**Material to process**
>> BEGIN

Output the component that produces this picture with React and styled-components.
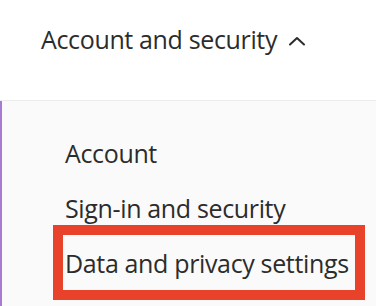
import React from "react";
import styled, { createGlobalStyle } from "styled-components";

const Global = createGlobalStyle`
  html, body { margin: 0; padding: 0; background: #ffffff; }
  body { font-family: "Open Sans", "Noto Sans", sans-serif; color: #2c2c2c; }
`;

const Page = styled.div`
  width: 376px;
  height: 306px;
  overflow: hidden;
  display: flex;
  flex-direction: column;
`;

const Header = styled.button`
  all: unset;
  box-sizing: border-box;
  height: 101px;
  padding: 22px 0 0 41px;
  display: flex;
  align-items: flex-start;
  gap: 11px;
  font-family: "Open Sans", "Noto Sans", sans-serif;
  font-size: 25px;
  letter-spacing: -0.35px;
  line-height: 34px;
  color: #2c2c2c;
  border-bottom: 1px solid #ececec;
`;

const Chevron = styled.svg`
  width: 18px;
  height: 10px;
  margin-top: 14px;
  flex: none;
`;

const Panel = styled.div`
  flex: 1;
  background: #fafafa;
  border-left: 2px solid #a77bd2;
  padding: 35px 0 0 63px;
  display: flex;
  flex-direction: column;
  gap: 21px;
`;

const Item = styled.a`
  position: relative;
  display: block;
  font-size: 25px;
  letter-spacing: -0.35px;
  line-height: 34px;
  color: #2c2c2c;
  text-decoration: none;
  white-space: nowrap;

  ${(p) =>
    p.$highlighted &&
    `
    &::after {
      content: "";
      position: absolute;
      left: -12px;
      top: -21px;
      width: 312px;
      height: 75px;
      box-sizing: border-box;
      border: 10px solid #e8422a;
    }
  `}
`;

export default function App() {
  return (
    <Page>
      <Global />
      <Header>
        Account and security
        <Chevron viewBox="0 0 18 10" aria-hidden="true">
          <path d="M2 8.5 L9 2 L16 8.5" fill="none" stroke="#2c2c2c" strokeWidth="2" strokeLinecap="round" strokeLinejoin="round" />
        </Chevron>
      </Header>
      <Panel>
        <Item href="#">Account</Item>
        <Item href="#">Sign-in and security</Item>
        <Item href="#" $highlighted>Data and privacy settings</Item>
      </Panel>
    </Page>
  );
}
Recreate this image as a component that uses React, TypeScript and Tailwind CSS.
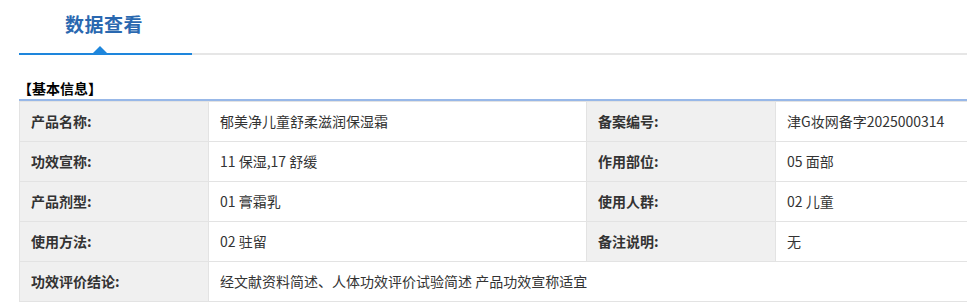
import React from "react";

const font = { fontFamily: '"Noto Sans CJK SC", "Noto Sans", sans-serif' };

type Row = [string, string, string?, string?];

const rows: Row[] = [
  ["产品名称:", "郁美净儿童舒柔滋润保湿霜", "备案编号:", "津G妆网备字2025000314"],
  ["功效宣称:", "11 保湿,17 舒缓", "作用部位:", "05 面部"],
  ["产品剂型:", "01 膏霜乳", "使用人群:", "02 儿童"],
  ["使用方法:", "02 驻留", "备注说明:", "无"],
];

export default function App() {
  return (
    <div className="w-[967px] h-[306px] overflow-hidden bg-white text-[#333]" style={font}>
      <div className="pl-[19px]">
        <div className="flex h-[55px] border-b-2 border-[#e6e6e6]">
          <div className="relative w-[173px] flex justify-center pt-[9px] -mb-[2px] border-b-2 border-[#1e86dc]">
            <span className="text-[19px] font-bold text-[#2a68b0] leading-[30px] tracking-[0.5px] -ml-[3px]">数据查看</span>
            <svg className="absolute bottom-0 left-[74px]" width="14" height="7" viewBox="0 0 14 7">
              <polygon points="0,7 7,0 14,7" fill="#1e86dc" />
            </svg>
          </div>
        </div>
        <div className="mt-[23px] text-[14px] font-bold text-black leading-[20px] -ml-[1px]">【基本信息】</div>
        <div className="mt-[1px] h-[2px] bg-[#98b8e8]" />
        <table className="w-[960px] border-collapse text-[14px] table-fixed">
          <colgroup>
            <col className="w-[189px]" />
            <col className="w-[378px]" />
            <col className="w-[189px]" />
            <col />
          </colgroup>
          <tbody>
            {rows.map((r, i) => (
              <tr key={i} className="h-[40px]">
                <td className="border border-[#e3e3e3] bg-[#f0f0f0] pl-[11px] font-bold text-[#333]">{r[0]}</td>
                <td className="border border-[#e3e3e3] pl-[11px] text-[#333]">{r[1]}</td>
                <td className="border border-[#e3e3e3] bg-[#f0f0f0] pl-[11px] font-bold text-[#333]">{r[2]}</td>
                <td className="border border-[#e3e3e3] pl-[11px] text-[#333]">{r[3]}</td>
              </tr>
            ))}
            <tr className="h-[40px]">
              <td className="border border-[#e3e3e3] bg-[#f0f0f0] pl-[11px] font-bold text-[#333]">功效评价结论:</td>
              <td colSpan={3} className="border border-[#e3e3e3] pl-[11px] text-[#333]">
                经文献资料简述、人体功效评价试验简述 产品功效宣称适宜
              </td>
            </tr>
          </tbody>
        </table>
      </div>
    </div>
  );
}
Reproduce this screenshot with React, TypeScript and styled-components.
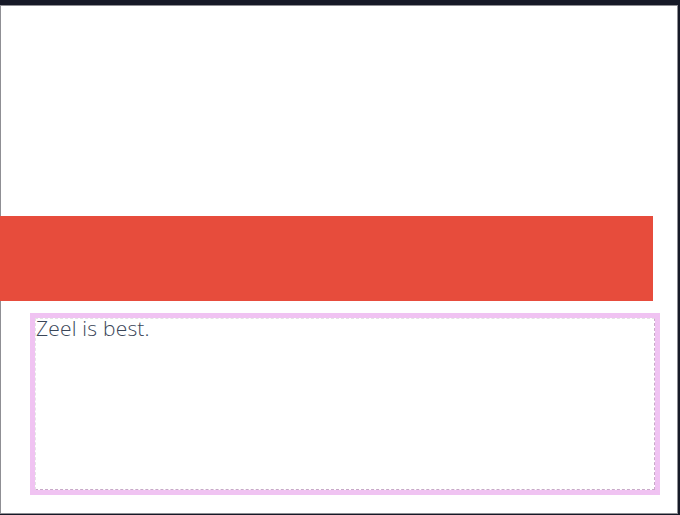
import styled, { createGlobalStyle } from 'styled-components';

const GlobalStyle = createGlobalStyle`
  html, body {
    margin: 0;
    padding: 0;
    background: #161927;
  }
  body {
    font-family: 'Open Sans', 'Liberation Sans', sans-serif;
  }
`;

const Frame = styled.div`
  margin-top: 5px;
  width: 678px;
  height: 509px;
  box-sizing: border-box;
  border: 1px solid #8f8f94;
  background: #ffffff;
  padding-top: 210px;
`;

const Banner = styled.div`
  margin-left: -1px;
  width: 653px;
  height: 85px;
  background: #e74c3c;
`;

const Note = styled.div`
  margin: 12px 0 0 29px;
  width: 630px;
  height: 182px;
  box-sizing: border-box;
  border: 5px solid #f0c3f2;
`;

const NoteInner = styled.div`
  height: 100%;
  box-sizing: border-box;
  border: 1px dashed #c9a9c9;
  border-top-color: #e4e4e4;
  border-left-color: #e4e4e4;
  font-size: 21px;
  font-weight: 300;
  letter-spacing: 0.2px;
  line-height: 18px;
  color: #3a4658;
`;

export default function App() {
  return (
    <>
      <GlobalStyle />
      <Frame>
        <Banner />
        <Note>
          <NoteInner>Zeel is best.</NoteInner>
        </Note>
      </Frame>
    </>
  );
}
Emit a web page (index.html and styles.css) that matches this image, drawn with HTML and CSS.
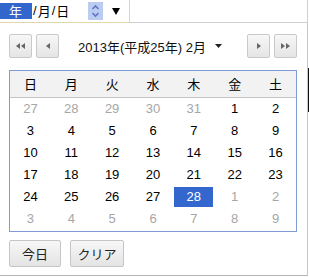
FILE: index.html
```html
<!DOCTYPE html>
<html lang="ja">
<head>
<meta charset="utf-8">
<link rel="stylesheet" href="styles.css">
</head>
<body>
<div class="top">
  <div class="field">
    <span class="seg sel">年</span><span class="sep">/</span><span class="seg">月</span><span class="sep">/</span><span class="seg">日</span>
    <span class="spin"><svg width="15" height="18" viewBox="0 0 15 18"><path d="M4.5 7 L7.5 4 L10.5 7" fill="none" stroke="#5b79c0" stroke-width="1.6"/><path d="M4.5 11 L7.5 14 L10.5 11" fill="none" stroke="#5b79c0" stroke-width="1.6"/></svg></span>
    <span class="drop"><svg width="8" height="7" viewBox="0 0 8 7"><path d="M0 0 H8 L4 7 Z" fill="#000"/></svg></span>
  </div>
  <div class="fill"></div>
</div>
<div class="main">
  <div class="popup">
    <div class="nav">
      <div class="btns">
        <button class="nb"><svg width="9" height="6" viewBox="0 0 9 6"><path d="M0 3 L4 0 V6 Z M5 3 L9 0 V6 Z" fill="#666"/></svg></button>
        <button class="nb"><svg width="4" height="6" viewBox="0 0 4 6"><path d="M0 3 L4 0 V6 Z" fill="#666"/></svg></button>
      </div>
      <div class="title">2013年(平成25年) 2月<svg class="caret" width="7" height="4" viewBox="0 0 7 4"><path d="M0 0 H7 L3.5 4 Z" fill="#222"/></svg></div>
      <div class="btns">
        <button class="nb"><svg width="4" height="6" viewBox="0 0 4 6"><path d="M4 3 L0 0 V6 Z" fill="#666"/></svg></button>
        <button class="nb"><svg width="9" height="6" viewBox="0 0 9 6"><path d="M4 3 L0 0 V6 Z M9 3 L5 0 V6 Z" fill="#666"/></svg></button>
      </div>
    </div>
    <div class="cal">
      <div class="hd">日</div><div class="hd">月</div><div class="hd">火</div><div class="hd">水</div><div class="hd">木</div><div class="hd">金</div><div class="hd">土</div>
      <div class="d o"><span>27</span></div><div class="d o"><span>28</span></div><div class="d o"><span>29</span></div><div class="d o"><span>30</span></div><div class="d o"><span>31</span></div><div class="d"><span>1</span></div><div class="d"><span>2</span></div>
      <div class="d"><span>3</span></div><div class="d"><span>4</span></div><div class="d"><span>5</span></div><div class="d"><span>6</span></div><div class="d"><span>7</span></div><div class="d"><span>8</span></div><div class="d"><span>9</span></div>
      <div class="d"><span>10</span></div><div class="d"><span>11</span></div><div class="d"><span>12</span></div><div class="d"><span>13</span></div><div class="d"><span>14</span></div><div class="d"><span>15</span></div><div class="d"><span>16</span></div>
      <div class="d"><span>17</span></div><div class="d"><span>18</span></div><div class="d"><span>19</span></div><div class="d"><span>20</span></div><div class="d"><span>21</span></div><div class="d"><span>22</span></div><div class="d"><span>23</span></div>
      <div class="d"><span>24</span></div><div class="d"><span>25</span></div><div class="d"><span>26</span></div><div class="d"><span>27</span></div><div class="d sel"><span>28</span></div><div class="d o"><span>1</span></div><div class="d o"><span>2</span></div>
      <div class="d o"><span>3</span></div><div class="d o"><span>4</span></div><div class="d o"><span>5</span></div><div class="d o"><span>6</span></div><div class="d o"><span>7</span></div><div class="d o"><span>8</span></div><div class="d o"><span>9</span></div>
    </div>
    <div class="foot">
      <button class="fb w52">今日</button>
      <button class="fb w54">クリア</button>
    </div>
  </div>
  <div class="side"><div class="bar"></div></div>
</div>
</body>
</html>
```
FILE: styles.css
```css
html, body {
  margin: 0;
  padding: 0;
  background: #fff;
}
body {
  width: 309px;
  height: 277px;
  overflow: hidden;
  font-family: "Liberation Sans", "Noto Sans CJK JP", sans-serif;
  font-size: 13px;
  color: #000;
}
.top {
  display: flex;
  height: 23px;
}
.field {
  box-sizing: border-box;
  width: 130px;
  height: 23px;
  border-right: 1px solid #e2d6ac;
  border-bottom: 1px solid #e2d6ac;
  display: flex;
  align-items: center;
  font-family: "Noto Sans CJK JP", sans-serif;
}
.seg {
  line-height: 16px;
  height: 16px;
}
.seg.sel {
  background: #3366cc;
  color: #fff;
  padding: 0 10px 0 9px;
}
.sep {
  font-family: "Liberation Sans", sans-serif;
  margin: 0 1px;
  line-height: 16px;
}
.spin {
  margin-left: 19px;
  width: 15px;
  height: 18px;
  background: #bccbf1;
  display: flex;
}
.drop {
  margin-left: 9px;
  display: flex;
}
.fill {
  box-sizing: border-box;
  width: 178px;
  height: 23px;
  border-bottom: 1px solid #cfcfcf;
  border-right: 1px solid #cfcfcf;
}
.main {
  display: flex;
}
.popup {
  box-sizing: border-box;
  width: 308px;
  border-right: 1px solid #c8c8c8;
  border-bottom: 1px solid #b4b4b4;
  padding: 11px 10px 8px 9px;
}
.side {
  width: 1px;
}
.bar {
  margin-top: 45px;
  height: 44px;
  background: #111;
}
.nav {
  display: flex;
  align-items: center;
  height: 24px;
}
.btns {
  display: flex;
  gap: 4px;
}
.nb {
  box-sizing: border-box;
  width: 23px;
  height: 24px;
  margin: 0;
  padding: 0;
  border: 1px solid #c9c9c9;
  border-radius: 2px;
  background: linear-gradient(#f7f7f7, #e5e5e5);
  display: flex;
  align-items: center;
  justify-content: center;
}
.title {
  flex: 1;
  display: flex;
  align-items: center;
  justify-content: center;
  font-family: "Liberation Sans", "Noto Sans CJK JP", sans-serif;
  font-size: 13px;
  color: #111;
  padding-right: 6px;
}
.caret {
  margin-left: 9px;
}
.cal {
  margin-top: 12px;
  box-sizing: border-box;
  width: 288px;
  border: 1px solid #7d9cd6;
  display: grid;
  grid-template-columns: repeat(7, 1fr);
  padding-bottom: 1px;
}
.hd {
  height: 26px;
  line-height: 26px;
  text-align: center;
  background: #f2f2f2;
  border-bottom: 1px solid #c4c4c4;
  font-family: "Noto Sans CJK JP", sans-serif;
  font-size: 13px;
}
.d {
  height: 22px;
  padding: 1px;
  box-sizing: border-box;
  text-align: center;
}
.d span {
  display: block;
  height: 20px;
  line-height: 20px;
}
.d.o {
  color: #a6a6a6;
}
.d.sel span {
  background: #3367cd;
  color: #fff;
}
.foot {
  margin-top: 8px;
  display: flex;
  gap: 9px;
}
.fb {
  box-sizing: border-box;
  height: 27px;
  margin: 0;
  padding: 0;
  border: 1px solid #c6c6c6;
  border-radius: 2px;
  background: linear-gradient(#f7f7f7, #e4e4e4);
  font-family: "Noto Sans CJK JP", sans-serif;
  font-size: 13px;
  color: #222;
}
.w52 { width: 52px; }
.w54 { width: 54px; }
```
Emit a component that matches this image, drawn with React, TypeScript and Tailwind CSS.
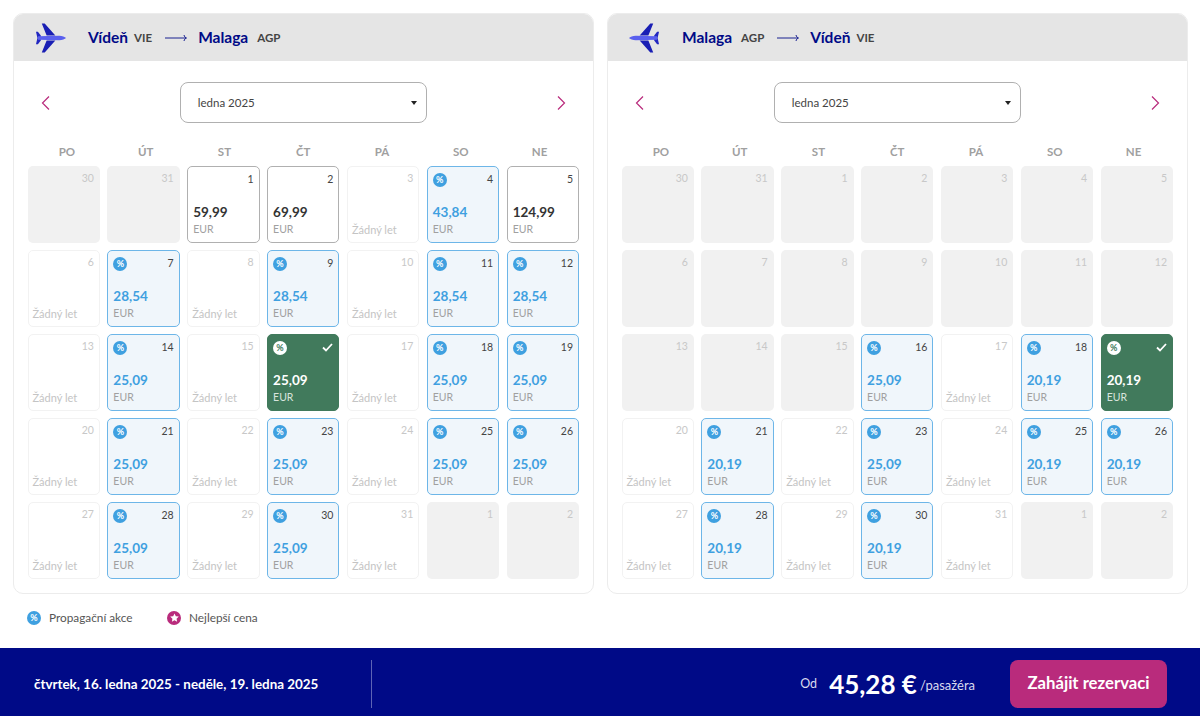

>> END

**Work to do**
Determine how many lines of the listing above hold the word "React". Report that number without anything else.

**In response**
6